Sulla medesima strada si è incamminato anche Mario Monti, che nella sua famosa Agenda ha messo nero su bianco l’intenzione di «ridurre il prelievo fiscale complessivo… anche trasferendo il carico corrispondente sui grandi patrimoni». Il suo approccio è per ora all’insegna della massima genericità, ma ha fatto ugualmente drizzare le antenne a economisti di scuola liberale come Alberto Alesina e Francesco Giavazzi, con immediata richiesta di chiarimenti via editoriale sul Corriere della sera. Qualche malumore quella frase lo ha creato anche nell’area politica che si sta raccogliendo intorno all’Agenda. «Per fortuna gli estensori del testo» osserva Enrico Zanetti, responsabile dei temi fiscali per l’associazione che fa riferimento a Luca di Montezemolo Italia Futura «hanno inserito l’avverbio “anche” prima del riferimento ai grandi patrimoni, lasciando intendere che questa non è l’unica e neppure la prima cosa da fare. Ma sarebbe stato opportuno un riferimento esplicito alla riduzione della spesa pubblica, che resta la strada maestra per diminuire la pressione fiscale».
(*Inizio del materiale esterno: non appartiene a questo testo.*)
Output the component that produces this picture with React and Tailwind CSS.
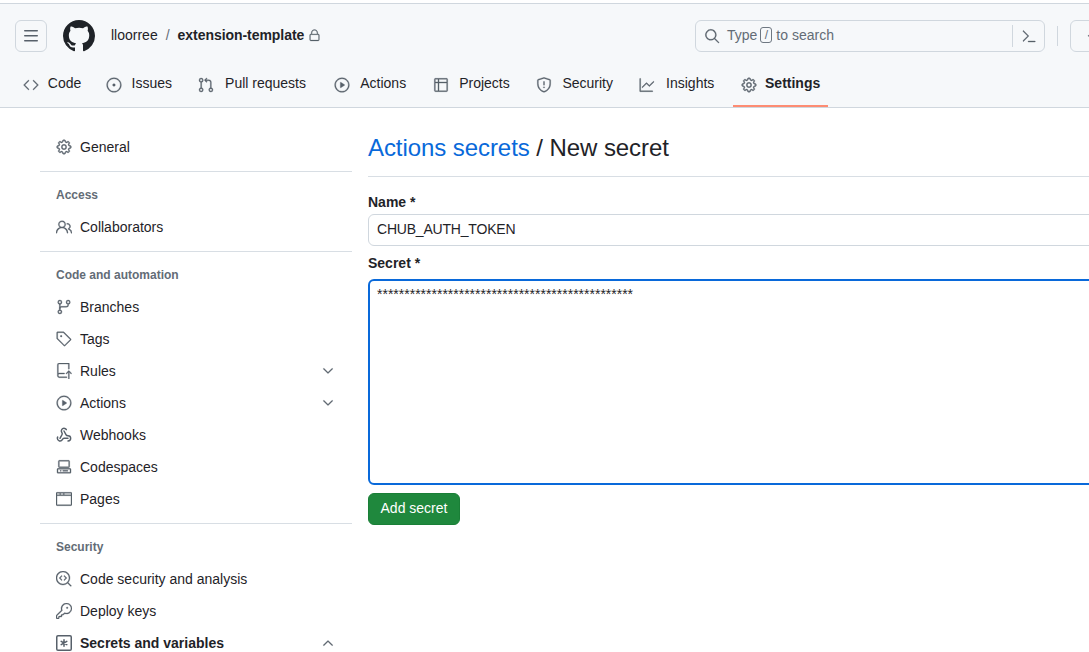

Nonostante queste richieste di chiarimento, il professore ha evitato accuratamente finora formulazioni più precise (non specificando neppure se nel mirino siano solo i grandi patrimoni immobiliari oppure l’insieme delle risorse finanziarie di un contribuente). Questo è al momento uno dei punti di più netta divergenza della sua agenda da quella di Silvio Berlusconi. Che non solo non ha in programma alcun tipo di patrimoniale, ma promette addirittura di eliminare l’Imu su tutte le prime case, indipendentemente dal loro valore, grazie alla copertura (indicata anch’essa al momento in modo generico) derivante da una maggiore imposizione su giochi, alcolici e tabacchi.
Per quanto grandi siano sulla carta i patrimoni da colpire, insomma, è diffusa l’idea che una nuova tassa sulla casa rischi di aprire un vaso di Pandora da cui nessuno sa davvero che cosa può venire fuori. Niente di buono secondo la Confedilizia, che nei giorni di Capodanno ha prefigurato un bilancio letteralmente spaventoso del mercato nel 2012. Il calo delle compravendite sarebbe stato di quasi il 30 per cento (ossia circa 250 mila in meno) rispetto alle 816 mila dell’anno precedente, che già era il punto più basso di una parabola discendente iniziata quattro anni fa. Se il calcolo si rivelerà corretto avremo un numero di transazioni immobiliari quasi dimezzato rispetto al milione e 55 mila del 2007. Il tutto con un forte peggioramento nella seconda parte dell’anno, causato fondamentalmente dagli interventi di natura fiscale. Il 2013 sarà l’anno del bis?